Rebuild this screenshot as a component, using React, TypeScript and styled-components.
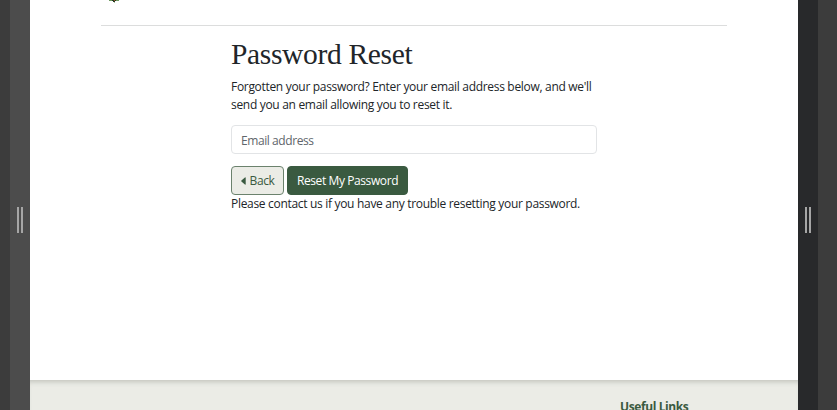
import React from "react";
import styled, { createGlobalStyle } from "styled-components";

const GlobalStyle = createGlobalStyle`
  * { box-sizing: border-box; }
  body {
    margin: 0;
    overflow: hidden;
    background: #3c3c3c;
    color: #212529;
    font: 12px/18px "Open Sans", "Noto Sans", sans-serif;
  }
`;

const Frame = styled.div`
  display: flex;
  width: 837px;
  height: 410px;
  overflow: hidden;
`;

const Gutter = styled.div<{ $width: number }>`
  flex: 0 0 ${(p) => p.$width}px;
  background: #3c3c3c;
`;

const Handle = styled.div<{ $color: string }>`
  flex: 0 0 20px;
  display: flex;
  justify-content: center;
  gap: 2px;
  padding-top: 207px;
  background: ${(p) => p.$color};
`;

const Grip = styled.span`
  width: 2px;
  height: 26px;
  background: #a6a6a6;
`;

const Page = styled.div`
  flex: 0 0 768px;
  display: flex;
  flex-direction: column;
  background: #fff;
`;

const Header = styled.header`
  height: 26px;
  margin: 0 71px;
  padding-left: 6px;
  border-bottom: 1px solid #dcdddd;
`;

const CrestTip = styled.svg`
  display: block;
`;

const Main = styled.main`
  flex: 0 0 354px;
  width: 366px;
  margin-left: 201px;
  padding-top: 11px;
`;

const Title = styled.h1`
  margin: 0 0 7px;
  font: 400 29.5px/34px "Liberation Serif", serif;
  letter-spacing: -0.34px;
  white-space: nowrap;
`;

const Copy = styled.p<{ $spacing: number }>`
  margin: 0;
  letter-spacing: ${(p) => p.$spacing}px;
  white-space: nowrap;
`;

const EmailInput = styled.input`
  display: block;
  width: 366px;
  height: 29px;
  margin: 11px 0 12px;
  padding: 1px 9px 0;
  border: 1px solid #e2e4e6;
  border-radius: 4px;
  font: inherit;
  letter-spacing: -0.42px;
  outline: none;
  &::placeholder { color: #60666b; opacity: 1; }
`;

const Actions = styled.div`
  display: flex;
  gap: 3px;
  height: 29px;
`;

const Button = styled.button<{ $primary?: boolean }>`
  display: flex;
  align-items: center;
  justify-content: center;
  gap: 4px;
  width: ${(p) => (p.$primary ? 121 : 53)}px;
  height: 29px;
  padding: 1px 0 0;
  border: 1px solid ${(p) => (p.$primary ? "#3a5a40" : "#6b826d")};
  border-radius: 4px;
  background: ${(p) => (p.$primary ? "#3a5a40" : "#ebece6")};
  color: ${(p) => (p.$primary ? "#fff" : "#3a5a40")};
  font: inherit;
  letter-spacing: -0.4px;
  white-space: nowrap;
`;

const Footer = styled.footer`
  flex: 0 0 30px;
  padding: 18px 0 0 590px;
  overflow: hidden;
  background: #ebece6;
  box-shadow: inset 0 5px 5px -3px #c2c4bd;
`;

const FooterTitle = styled.h2`
  margin: 0;
  color: #3a5a40;
  font: 700 12px/18px "Open Sans", "Noto Sans", sans-serif;
  letter-spacing: -0.4px;
  white-space: nowrap;
`;

export default function App() {
  return (
    <>
      <GlobalStyle />
      <Frame>
        <Gutter $width={10} />
        <Handle $color="#4c4c4c"><Grip /><Grip /></Handle>
        <Page>
          <Header>
            <CrestTip width="14" height="4" viewBox="0 0 14 4">
              <path d="M2 0h3v1H2zM9 0h3v1H9z" fill="#6d9960" />
              <path d="M5 0h4v1H8v1H6V1H5z" fill="#283c24" />
              <path d="M7 0h1v1H7z" fill="#a64b2c" />
              <path d="M7 2h1v1H7z" fill="#a9c3a2" />
            </CrestTip>
          </Header>
          <Main>
            <Title>Password Reset</Title>
            <Copy $spacing={-0.31}>
              Forgotten your password? Enter your email address below, and we'll
              <br />
              send you an email allowing you to reset it.
            </Copy>
            <EmailInput type="email" placeholder="Email address" />
            <Actions>
              <Button type="button">
                <svg width="5" height="8" viewBox="0 0 5 8" aria-hidden="true">
                  <path d="M4.7.8v6.4Q4.5 8 3.9 7.4L.4 4.4Q0 4 .4 3.6L3.9.6Q4.5 0 4.7.8Z" fill="#3a5a40" />
                </svg>
                Back
              </Button>
              <Button type="submit" $primary>Reset My Password</Button>
            </Actions>
            <Copy $spacing={-0.31}>Please contact us if you have any trouble resetting your password.</Copy>
          </Main>
          <Footer>
            <FooterTitle>Useful Links</FooterTitle>
          </Footer>
        </Page>
        <Handle $color="#28292b"><Grip /><Grip /></Handle>
        <Gutter $width={19} />
      </Frame>
    </>
  );
}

○ ○ ○

_Objective_: Track down every line of the material containing the string "React", and copy it.

_Task response_:
Rebuild this screenshot as a component, using React, TypeScript and styled-components.
import React from "react";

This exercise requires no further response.